The ordinary doctrine is that a director, merely by reason of his office, is not personally liable for the torts of his corporation; he must be shown to have personally voted for or otherwise participated in them. Phelps Dodge Refining Corp. v. F. T. C., 2 Cir., 1943, 139 F.2d 393, 397. And an officer who disburses funds from a corporation’s general banking account in favor of third persons with knowledge that the corporation has deposited in the account funds of the plaintiff which it holds as agent or bailee is liable for plaintiff’s loss. Santa Barbara v. Pasquale Avallone & Stefano Miele, 270 N.Y. 1, 199 N.E. 777, reargument denied, 1936, 270 N.Y. 645, 1 N.E.2d 372. We refer to these cases, not for the purpose of defining the outermost perimeter of the liability of an officer or director for a corporate conversion or to delineate what type of participation is required to render them liable. Our purpose is simply to suggest that as a minimum these are standards by which the conduct of the defendants must be judged. Atlas Assur. Co. v. John L. Dudley, Jr., Co., 1919, 187 A.D. 352, 175 N.Y.S. 549, simply holds that when a plaintiff has consented to the commingling and use of his funds by a corporation prior to the maturing of its obligation to remit the funds to him, he may not hold the directors liable for having authorized such commingling and use. Since the consignment contract before us contained no such consent by plaintiff, the Atlas case is without pertinence to a determination of the defendants’ liability.
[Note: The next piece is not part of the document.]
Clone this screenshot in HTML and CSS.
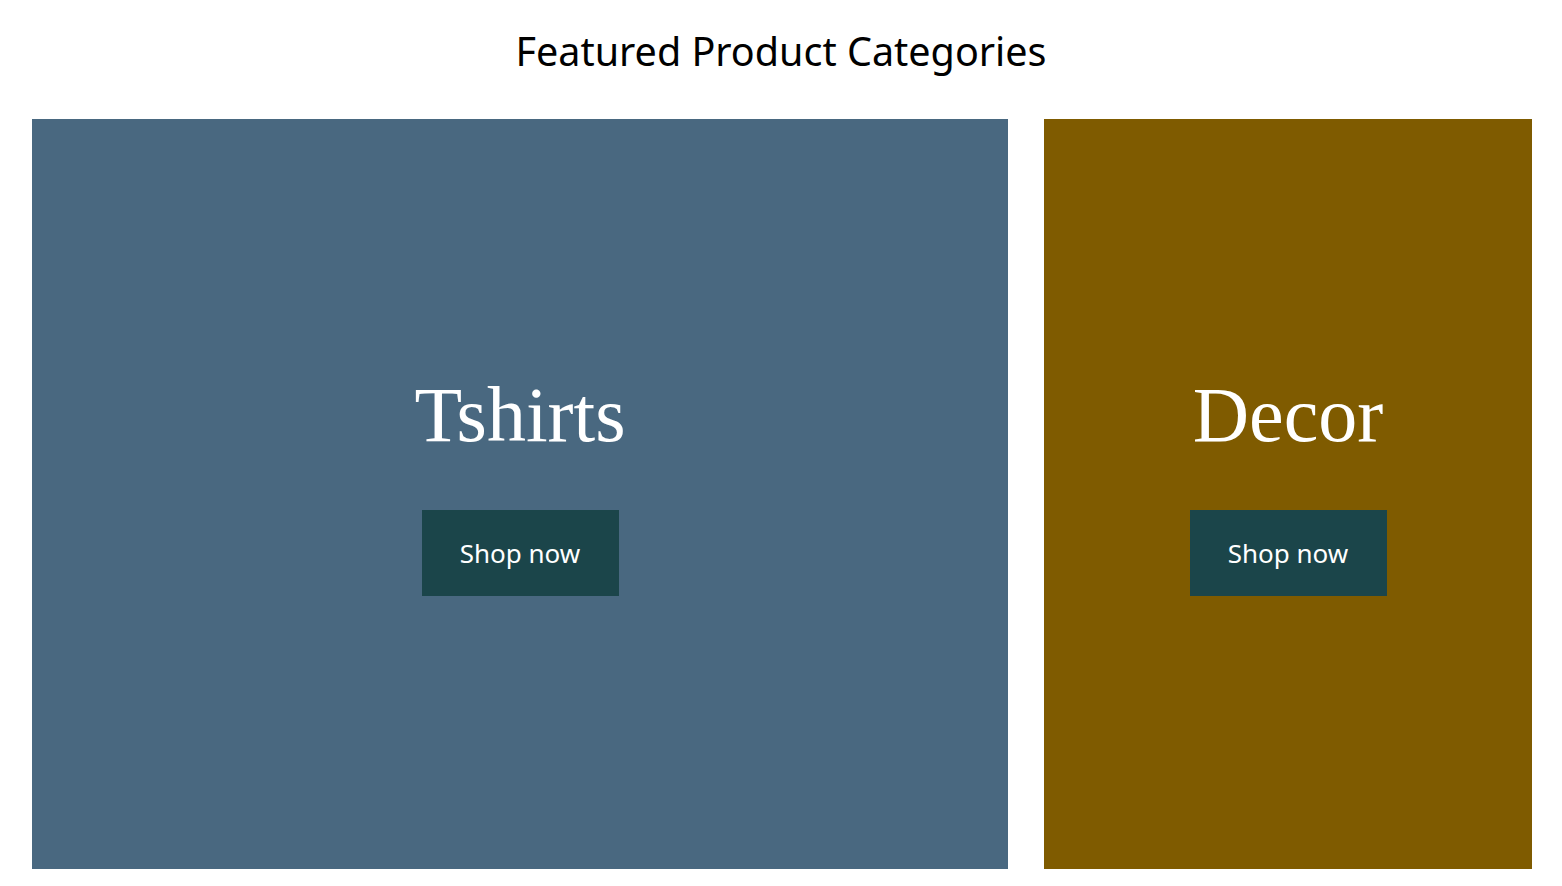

We shall not attempt to review the record to determine which, if any, of the defendants should be held accountable for plaintiff’s loss, or in what amount. These are questions which should be determined in the first instance by the trial court by the application of such principles of law as are warranted by the facts which it finds.

The judgment will be reversed and the case remanded for further proceedings not inconsistent with this opinion.